With a promise to the day, I’ll join you later, he opens the novel and resumes.
Twenty-five percent through editing the third draft of “The Light of Memories”. It’s fun, and I think that’s because it can now be read mostly as a book and less than a work in progress. Small changes are the norm until — clunk, a section or chapter is encountered that needs such work that orange cones are deployed. I generally stop for the day when hitting those — there have been three — to think about what is wrong and how I might change it. I also continue refining the ending. Won’t know how well it fits now until I read through to it. Of course, the changes mean that there will be another editing and revision go-around before it’s turned over to the copy-editor.

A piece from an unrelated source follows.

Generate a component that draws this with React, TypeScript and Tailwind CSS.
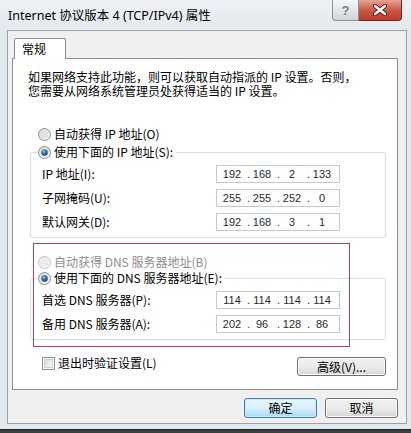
import React from "react";

const CJK = "font-['Noto_Sans_CJK_SC',sans-serif]";

function Radio({ checked, disabled }: { checked?: boolean; disabled?: boolean }) {
  const id = checked ? "rc" : disabled ? "rd" : "rn";
  return (
    <svg width="13" height="13" viewBox="0 0 13 13" className="shrink-0">
      <defs>
        <linearGradient id={id + "o"} x1="0" y1="0" x2="1" y2="1">
          <stop offset="0" stopColor={disabled ? "#e6e6e6" : "#d4d4d4"} />
          <stop offset="1" stopColor="#ffffff" />
        </linearGradient>
        <radialGradient id={id + "i"} cx="0.4" cy="0.35" r="0.7">
          <stop offset="0" stopColor="#8ecbf0" />
          <stop offset="0.5" stopColor="#2a6fa8" />
          <stop offset="1" stopColor="#123e66" />
        </radialGradient>
      </defs>
      <circle cx="6.5" cy="6.5" r="6" fill={`url(#${id}o)`} stroke={disabled ? "#c2c2c2" : "#8e8f8f"} strokeWidth="1" />
      <circle cx="6.5" cy="6.5" r="4" fill={disabled ? "#ececec" : "#e2e2e2"} />
      {checked && <circle cx="6.5" cy="6.5" r="3.2" fill={`url(#${id}i)`} />}
    </svg>
  );
}

function IpBox({ v }: { v: string[] }) {
  return (
    <div className="w-[124px] h-[18px] border border-[#c6c8cc] bg-white flex items-center pl-[3px] text-[11px] text-[#2a2a2a] font-['Liberation_Sans',Arial,sans-serif] leading-none">
      <span className="w-[24px] text-center">{v[0]}</span>
      <span className="w-[6px] text-right">.</span>
      <span className="w-[24px] text-center">{v[1]}</span>
      <span className="w-[6px] text-right">.</span>
      <span className="w-[24px] text-center">{v[2]}</span>
      <span className="w-[6px] text-right">.</span>
      <span className="w-[24px] text-center">{v[3]}</span>
    </div>
  );
}

function Row({ label, v }: { label: string; v: string[] }) {
  return (
    <div className="flex items-center h-[18px]">
      <span className="w-[185px] pl-[11px] text-[12px] leading-none text-black whitespace-nowrap">{label}</span>
      <IpBox v={v} />
    </div>
  );
}

function WinButton({ children, primary, className }: { children: React.ReactNode; primary?: boolean; className?: string }) {
  return (
    <div
      className={
        "flex items-center justify-center rounded-[3px] border text-[12px] leading-none text-black " +
        (primary
          ? "border-[#3c7fb1] bg-gradient-to-b from-[#eaf6fd] via-[#d9f0fc] to-[#a7d9f5] shadow-[inset_0_0_0_1px_#cdeaf9] "
          : "border-[#707070] bg-gradient-to-b from-[#f2f2f2] via-[#ebebeb] to-[#d6d6d6] shadow-[inset_0_0_0_1px_#fbfbfb] ") +
        (className ?? "")
      }
    >
      {children}
    </div>
  );
}

export default function App() {
  return (
    <div className={"w-[411px] h-[433px] bg-[#e3e8ee] flex flex-col overflow-hidden " + CJK}>
      {/* title bar */}
      <div className="h-[30px] flex items-start justify-between bg-gradient-to-b from-[#eef1f4] to-[#e4e9ee]">
        <div className="pl-[8px] pt-[8px] text-[12.5px] leading-[16px] text-black whitespace-nowrap font-['Noto_Sans','Noto_Sans_CJK_SC',sans-serif]">
          Internet 协议版本 4 (TCP/IPv4) 属性
        </div>
        <div className="flex mr-[9px]">
          <div className="w-[27px] h-[21px] border border-[#8a929c] border-t-0 rounded-bl-[4px] bg-gradient-to-b from-[#f4f6f8] via-[#e2e6ea] to-[#cfd5db] flex items-center justify-center text-[13px] font-bold text-[#7b848e] font-['Liberation_Sans',Arial,sans-serif] leading-none">
            ?
          </div>
          <div className="w-[43px] h-[21px] border border-[#6d2a24] border-t-0 border-l-0 rounded-br-[4px] bg-gradient-to-b from-[#e8a493] via-[#c75a46] to-[#c0392b] flex items-center justify-center">
            <svg width="16" height="12" viewBox="0 0 16 12">
              <path d="M3 2 L13 10 M13 2 L3 10" stroke="#5a1d16" strokeWidth="4.2" strokeLinecap="round" />
              <path d="M3 2 L13 10 M13 2 L3 10" stroke="#ffffff" strokeWidth="2.4" strokeLinecap="round" />
            </svg>
          </div>
        </div>
      </div>

      {/* client */}
      <div className="ml-[7px] w-[400px] h-[394px] border border-[#9aa1a9] bg-[#f0f0f0] pl-[4px] pr-[8px] pt-[7px] flex flex-col">
        {/* tab */}
        <div className="flex">
          <div className="ml-[2px] w-[52px] h-[21px] -mb-px relative z-10 bg-white border border-b-0 border-[#898c95] rounded-t-[2px] pl-[7px] flex items-center text-[12px] leading-none text-black">
            常规
          </div>
        </div>
        {/* panel */}
        <div className="h-[332px] border border-[#898c95] bg-white flex flex-col">
          <div className="pl-[15px] pt-[11px] text-[12px] leading-[14px] text-black whitespace-nowrap">
            <div>如果网络支持此功能，则可以获取自动指派的 IP 设置。否则，</div>
            <div>您需要从网络系统管理员处获得适当的 IP 设置。</div>
          </div>

          <div className="mt-[28px] ml-[25px] h-[16px] flex items-center gap-[3px] text-[12px] leading-none text-black">
            <Radio />
            <span>自动获得 IP 地址(O)</span>
          </div>

          <fieldset className="mt-[2px] ml-[17px] w-[356px] border border-[#d5dfe5] rounded-[3px] px-0 pt-[5px] pb-[6px]">
            <legend className="ml-[6px] pl-[1px] pr-[3px] h-[16px] text-[12px] leading-none flex items-center gap-[3px] text-black">
              <Radio checked />
              <span>使用下面的 IP 地址(S):</span>
            </legend>
            <div className="flex flex-col gap-[6px]">
              <Row label="IP 地址(I):" v={["192", "168", "2", "133"]} />
              <Row label="子网掩码(U):" v={["255", "255", "252", "0"]} />
              <Row label="默认网关(D):" v={["192", "168", "3", "1"]} />
            </div>
          </fieldset>

          <div className="relative pt-[16px]">
            <div className="ml-[25px] h-[16px] flex items-center gap-[3px] text-[12px] leading-none text-[#8d8d8d]">
              <Radio disabled />
              <span>自动获得 DNS 服务器地址(B)</span>
            </div>
            <fieldset className="mt-0 ml-[17px] w-[356px] border border-[#d5dfe5] rounded-[3px] px-0 pt-[5px] pb-[6px]">
              <legend className="ml-[6px] pl-[1px] pr-[3px] h-[16px] text-[12px] leading-none flex items-center gap-[3px] text-black">
                <Radio checked />
                <span>使用下面的 DNS 服务器地址(E):</span>
              </legend>
              <div className="flex flex-col gap-[6px]">
                <Row label="首选 DNS 服务器(P):" v={["114", "114", "114", "114"]} />
                <Row label="备用 DNS 服务器(A):" v={["202", "96", "128", "86"]} />
              </div>
            </fieldset>
            <div className="absolute left-[20px] top-[5px] w-[317px] h-[104px] border border-[#c43c4c] pointer-events-none" />
          </div>

          <div className="mt-[16px] flex items-start justify-between">
            <div className="ml-[29px] h-[14px] flex items-center gap-[3px] text-[12px] leading-none text-black">
              <svg width="13" height="13" viewBox="0 0 13 13" className="shrink-0">
                <defs>
                  <linearGradient id="cbg" x1="0" y1="0" x2="1" y2="1">
                    <stop offset="0" stopColor="#dcdcdc" />
                    <stop offset="1" stopColor="#f8f8f8" />
                  </linearGradient>
                </defs>
                <rect x="0.5" y="0.5" width="12" height="12" fill="#fff" stroke="#8e8f8f" />
                <rect x="2.5" y="2.5" width="8" height="8" fill="url(#cbg)" stroke="#c4c4c4" strokeWidth="0.8" />
              </svg>
              <span>退出时验证设置(L)</span>
            </div>
            <WinButton className="mt-[1px] mr-[11px] w-[89px] h-[19px]">高级(V)...</WinButton>
          </div>
        </div>

        <div className="mt-[8px] flex justify-end gap-[8px]">
          <WinButton primary className="w-[73px] h-[20px]">确定</WinButton>
          <WinButton className="w-[73px] h-[20px]">取消</WinButton>
        </div>
      </div>

      <div className="h-[5px]" />
      <div className="h-[4px] bg-[#3a3d41] border-t border-[#202225]" />
    </div>
  );
}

Meanwhile, since I announced a new writing project will begin (yeah, it’s actually well underway at this point), several people have asked when the third book of the Life Lessons series with Studs will come out. I think I owe it to write number three.
I wanted to clarify my thinking about drafts. My first rough draft is labeled #1, but that’s a little misleading. My writing is an unplanned, iterative process. (There is a sort of map in my head, but heads can be so unreliable about this stuff.) So I don’t call those first efforts drafts, but iterations. Six iterations were pursued before the first rough draft was completed. It’s formally called a draft when a complete story — beginning, middle, and end — exists and can be read from one end to the other. With iterations, I often go down stubs to explore characters, concept, story, events, and settings. Some of these stubs don’t pan out. When that happens, a new iteration is initiated. Some stubs make it into the first draft but not infrequently are excised during the first editing and revision phase.
There’s always so much to read, write, edit, and do. Fortunately, it’s the life I’ve chosen.